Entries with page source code

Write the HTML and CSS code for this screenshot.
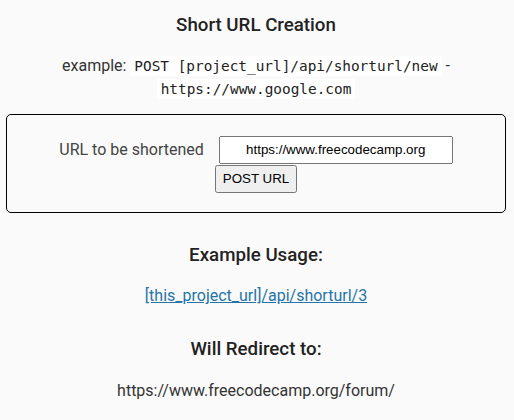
FILE: index.html
```html
<!DOCTYPE html>
<html lang="en">
<head>
<meta charset="utf-8">
<title>URL Shortener Microservice</title>
<link rel="stylesheet" href="styles.css">
</head>
<body>
<main class="container">
  <h3 class="title">Short URL Creation</h3>
  <p class="example">example: <code>POST [project_url]/api/shorturl/new</code> - <code>https://www.google.com</code></p>
  <form class="url-form" action="#" method="post">
    <label class="url-label" for="url_input">URL to be shortened</label>
    <input class="url-input" id="url_input" type="text" name="url" value="https://www.freecodecamp.org">
    <input class="url-submit" type="submit" value="POST URL">
  </form>
  <h3 class="section-title">Example Usage:</h3>
  <p class="usage"><a class="usage-link" href="#">[this_project_url]/api/shorturl/3</a></p>
  <h3 class="section-title">Will Redirect to:</h3>
  <p class="redirect">https://www.freecodecamp.org/forum/</p>
</main>
</body>
</html>
```

FILE: styles.css
```css
html, body {
  margin: 0;
  padding: 0;
}

body {
  font-family: Roboto, "Liberation Sans", sans-serif;
  font-size: 16px;
  line-height: 22.4px;
  color: #222;
  background-color: #fafafa;
  text-align: center;
}

.container {
  padding: 14px 8px 0 6px;
}

.title,
.section-title {
  font-size: 18.72px;
  font-weight: 500;
  margin: 31px 0 18.72px;
}

.title {
  margin-top: 0;
}

.example {
  margin: 0 0 14px;
  color: #333;
}

code {
  font-family: "DejaVu Sans Mono", monospace;
  font-size: 14.4px;
  padding: 2px 4px;
  background-color: #fff;
  color: #222;
}

.url-form {
  display: flex;
  flex-wrap: wrap;
  justify-content: center;
  align-items: center;
  column-gap: 15px;
  row-gap: 1px;
  padding: 21px 20px 19px;
  border: 1px solid #000;
  border-radius: 5px;
  margin: 0;
}

.url-label {
  color: #444;
}

.url-input {
  box-sizing: border-box;
  width: 234px;
  height: 28px;
  margin: 0;
  text-align: center;
  font-family: "Liberation Sans", Arial, sans-serif;
  font-size: 13.33px;
}

.url-submit {
  box-sizing: border-box;
  height: 28px;
  margin: 0;
  padding: 1px 6px;
  font-family: "Liberation Sans", Arial, sans-serif;
  font-size: 13.33px;
}

.usage,
.redirect {
  margin: 0;
}

.usage-link {
  color: #2574a9;
}

.redirect {
  color: #333;
}
```
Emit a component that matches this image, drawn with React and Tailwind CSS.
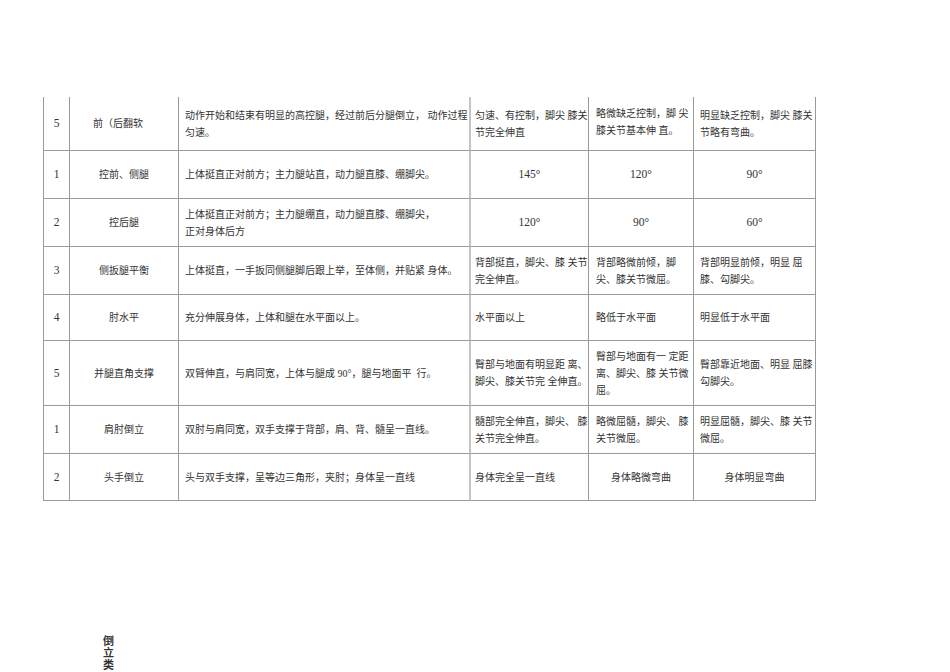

Exercise instructions:
An exact transcription of all the entries is required, without the pictures.

Output below:
Write the HTML and CSS code for this screenshot.
FILE: index.html
```html
<!DOCTYPE html>
<html lang="en">
<head>
<meta charset="utf-8">
<title>URL Shortener Microservice</title>
<link rel="stylesheet" href="styles.css">
</head>
<body>
<main class="container">
  <h3 class="title">Short URL Creation</h3>
  <p class="example">example: <code>POST [project_url]/api/shorturl/new</code> - <code>https://www.google.com</code></p>
  <form class="url-form" action="#" method="post">
    <label class="url-label" for="url_input">URL to be shortened</label>
    <input class="url-input" id="url_input" type="text" name="url" value="https://www.freecodecamp.org">
    <input class="url-submit" type="submit" value="POST URL">
  </form>
  <h3 class="section-title">Example Usage:</h3>
  <p class="usage"><a class="usage-link" href="#">[this_project_url]/api/shorturl/3</a></p>
  <h3 class="section-title">Will Redirect to:</h3>
  <p class="redirect">https://www.freecodecamp.org/forum/</p>
</main>
</body>
</html>
```

FILE: styles.css
```css
html, body {
  margin: 0;
  padding: 0;
}

body {
  font-family: Roboto, "Liberation Sans", sans-serif;
  font-size: 16px;
  line-height: 22.4px;
  color: #222;
  background-color: #fafafa;
  text-align: center;
}

.container {
  padding: 14px 8px 0 6px;
}

.title,
.section-title {
  font-size: 18.72px;
  font-weight: 500;
  margin: 31px 0 18.72px;
}

.title {
  margin-top: 0;
}

.example {
  margin: 0 0 14px;
  color: #333;
}

code {
  font-family: "DejaVu Sans Mono", monospace;
  font-size: 14.4px;
  padding: 2px 4px;
  background-color: #fff;
  color: #222;
}

.url-form {
  display: flex;
  flex-wrap: wrap;
  justify-content: center;
  align-items: center;
  column-gap: 15px;
  row-gap: 1px;
  padding: 21px 20px 19px;
  border: 1px solid #000;
  border-radius: 5px;
  margin: 0;
}

.url-label {
  color: #444;
}

.url-input {
  box-sizing: border-box;
  width: 234px;
  height: 28px;
  margin: 0;
  text-align: center;
  font-family: "Liberation Sans", Arial, sans-serif;
  font-size: 13.33px;
}

.url-submit {
  box-sizing: border-box;
  height: 28px;
  margin: 0;
  padding: 1px 6px;
  font-family: "Liberation Sans", Arial, sans-serif;
  font-size: 13.33px;
}

.usage,
.redirect {
  margin: 0;
}

.usage-link {
  color: #2574a9;
}

.redirect {
  color: #333;
}
```
Emit a component that matches this image, drawn with React and Tailwind CSS.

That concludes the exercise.